According to University of Illinois researchers, consumer psychology is changing and fanboys and fangirls don’t perceive their beloved brand as a relationship – some may consider it an extension of themselves.
A study in which they first assessed the level of their study volunteers’ attachment to a brand and then showed the participants critical statements about the company, shows that.
Those who were most attached to the brand reported lower self-esteem than those who were less attached. So this means that some people, the authors claim, start to incorporate their love for Apple or Xbox into their own identity.
The idea has been backed by a recent paper by the Journal of Consumer Research which argues that people feel ashamed and insecure when a company betrayal is discovered, much like what would happen when trust is broken in an interpersonal relationship, precisely because of the fact that their self-concept has been tied up with their products.

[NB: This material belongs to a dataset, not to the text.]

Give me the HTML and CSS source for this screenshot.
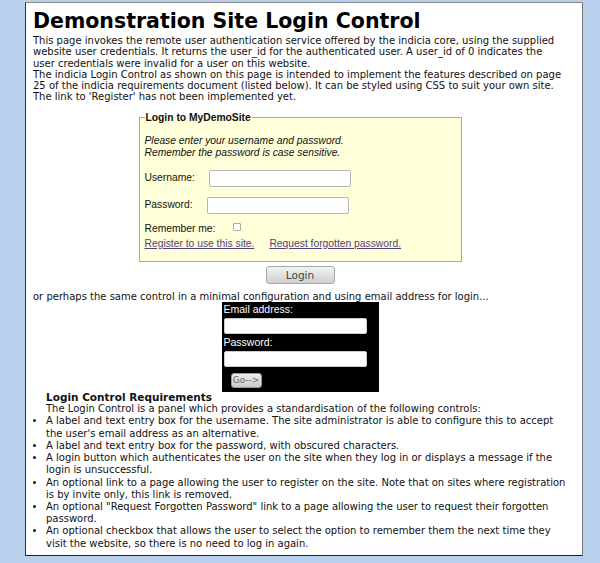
FILE: index.html
```html
<!DOCTYPE html>
<html>
<head>
<meta charset="utf-8">
<link rel="stylesheet" href="styles.css">
</head>
<body>
<div class="page">
  <h1 class="title">Demonstration Site Login Control</h1>
  <p class="intro">This page invokes the remote user authentication service offered by the indicia core, using the supplied website user credentials. It returns the user_id for the authenticated user. A user_id of 0 indicates the user credentials were invalid for a user on this website.<br>The indicia Login Control as shown on this page is intended to implement the features described on page 25 of the indicia requirements document (listed below). It can be styled using CSS to suit your own site. The link to 'Register' has not been implemented yet.</p>

  <fieldset class="login">
    <legend class="login-legend">Login to MyDemoSite</legend>
    <p class="login-hint">Please enter your username and password.<br>Remember the password is case sensitive.</p>
    <div class="row row-user"><span class="lbl">Username:</span><span class="input input-user"></span></div>
    <div class="row row-pass"><span class="lbl">Password:</span><span class="input input-pass"></span></div>
    <div class="row row-remember"><span class="lbl">Remember me:</span><span class="check"></span></div>
    <div class="links"><a class="link">Register to use this site.</a><a class="link link-forgot">Request forgotten password.</a></div>
  </fieldset>
  <div class="btn-wrap"><span class="btn-login">Login</span></div>

  <p class="or">or perhaps the same control in a minimal configuration and using email address for login...</p>

  <div class="mini">
    <div class="mini-lbl">Email address:</div>
    <div class="mini-input"></div>
    <div class="mini-lbl">Password:</div>
    <div class="mini-input"></div>
    <span class="btn-go">Go--&gt;</span>
  </div>

  <div class="req">
    <div class="req-head">Login Control Requirements</div>
    <div class="req-intro">The Login Control is a panel which provides a standardisation of the following controls:</div>
    <ul class="req-list">
      <li>A label and text entry box for the username. The site administrator is able to configure this to accept the user's email address as an alternative.</li>
      <li>A label and text entry box for the password, with obscured characters.</li>
      <li>A login button which authenticates the user on the site when they log in or displays a message if the login is unsuccessful.</li>
      <li>An optional link to a page allowing the user to register on the site. Note that on sites where registration is by invite only, this link is removed.</li>
      <li>An optional "Request Forgotten Password" link to a page allowing the user to request their forgotten password.</li>
      <li>An optional checkbox that allows the user to select the option to remember them the next time they visit the website, so there is no need to log in again.</li>
    </ul>
  </div>
</div>
</body>
</html>
```

FILE: styles.css
```css
html, body {
  margin: 0;
  padding: 0;
  background: #b9d0ec;
}
body {
  padding: 2px 17px 0 25px;
  height: 561px;
  font-family: "DejaVu Sans", sans-serif;
  font-size: 10px;
  line-height: 11.3px;
  color: #111;
}
.page {
  background: #fff;
  border-top: 1px solid #888;
  border-left: 1px solid #333;
  border-right: 1px solid #777;
  border-bottom: 1px solid #222;
  padding: 7px 15px 5px 7px;
}
.title {
  margin: 0;
  font-size: 20.5px;
  line-height: 23px;
  font-weight: bold;
  color: #000;
}
.intro {
  margin: 2px 0 0 0;
}
.login {
  width: 323px;
  box-sizing: border-box;
  margin: 9px auto 0;
  padding: 0 6px 11px 5px;
  background: #ffffd9;
  border: 1px solid #a8a8a0;
  font-family: "Liberation Sans", Arial, sans-serif;
  font-size: 10.3px;
  line-height: 12px;
  color: #111;
}
.login-legend {
  padding: 0 1px;
  margin-left: 0;
  font-weight: bold;
  font-size: 10.3px;
}
.login-hint {
  margin: 11px 0 0 0;
  font-style: italic;
}
.row {
  display: flex;
  align-items: center;
}
.row-user { margin-top: 11px; }
.row-pass { margin-top: 10px; }
.row-remember { margin-top: 9px; }
.lbl { display: inline-block; }
.row-user .lbl { width: 64px; }
.row-pass .lbl { width: 62px; }
.row-remember .lbl { width: 88px; }
.input {
  display: inline-block;
  width: 140px;
  height: 15px;
  background: #fff;
  border: 1px solid #b5b5b5;
  border-radius: 2px;
}
.check {
  display: inline-block;
  width: 6px;
  height: 6px;
  border: 1px solid #aaa;
  background: #fff;
  border-radius: 1px;
  margin-top: -4px;
}
.links {
  margin-top: 3px;
  display: flex;
  gap: 15px;
}
.link {
  color: #55407a;
  text-decoration: underline;
}
.btn-wrap {
  display: flex;
  justify-content: center;
  margin-top: 4px;
}
.btn-login {
  display: inline-block;
  width: 67px;
  height: 16px;
  line-height: 16px;
  text-align: center;
  border: 1px solid #a9a9a9;
  border-radius: 3px;
  background: linear-gradient(#f2f2f2, #d0d0d0);
  font-size: 10.5px;
  color: #444;
}
.or {
  margin: 7px 0 0 0;
}
.mini {
  width: 157px;
  box-sizing: border-box;
  margin: 0 auto;
  padding: 1px 12px 4px 2px;
  background: #000;
  color: #fff;
  font-family: "Liberation Sans", Arial, sans-serif;
  font-size: 10.5px;
  line-height: 12px;
}
.mini-input {
  height: 14px;
  background: #fff;
  border: 1px solid #ccc;
  border-radius: 2px;
  margin: 3px 0 2px 0;
}
.btn-go {
  display: inline-block;
  margin: 4px 0 0 7px;
  width: 29px;
  height: 13px;
  line-height: 13px;
  text-align: center;
  background: linear-gradient(#eee, #c9c9c9);
  border: 1px solid #999;
  border-radius: 3px;
  color: #666;
  font-family: "DejaVu Sans", sans-serif;
  font-size: 9px;
}
.req {
  margin-top: -1px;
  line-height: 12.2px;
}
.req-head {
  margin-left: 13px;
  font-weight: bold;
  font-size: 10.5px;
}
.req-intro {
  margin-left: 13px;
}
.req-list {
  margin: 0;
  padding-left: 13px;
}
```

Although the story is being tied up with the recent Volkswagen scandal, it equally applies to Apple fanboys or those very weird creatures, AMD fanboys. The point is that when you write a news story which points out how bad a product is (Apple), or that the company is suffering (AMD), you are not insulting the brand but the people who declare themselves as fanboys.
Apparently they have invested more than just too much money in the product. Insulting the product creates an emotional response as if you were attacking them.
The interesting thing about this psychological state is that it is replaceable. While many people might feel that their friends are trapped within the Apple cult it is untrue. Another study found that when people find suitable substitutes for products they loved, their loyalty for their once favourites quickly dwindled, within a matter of days.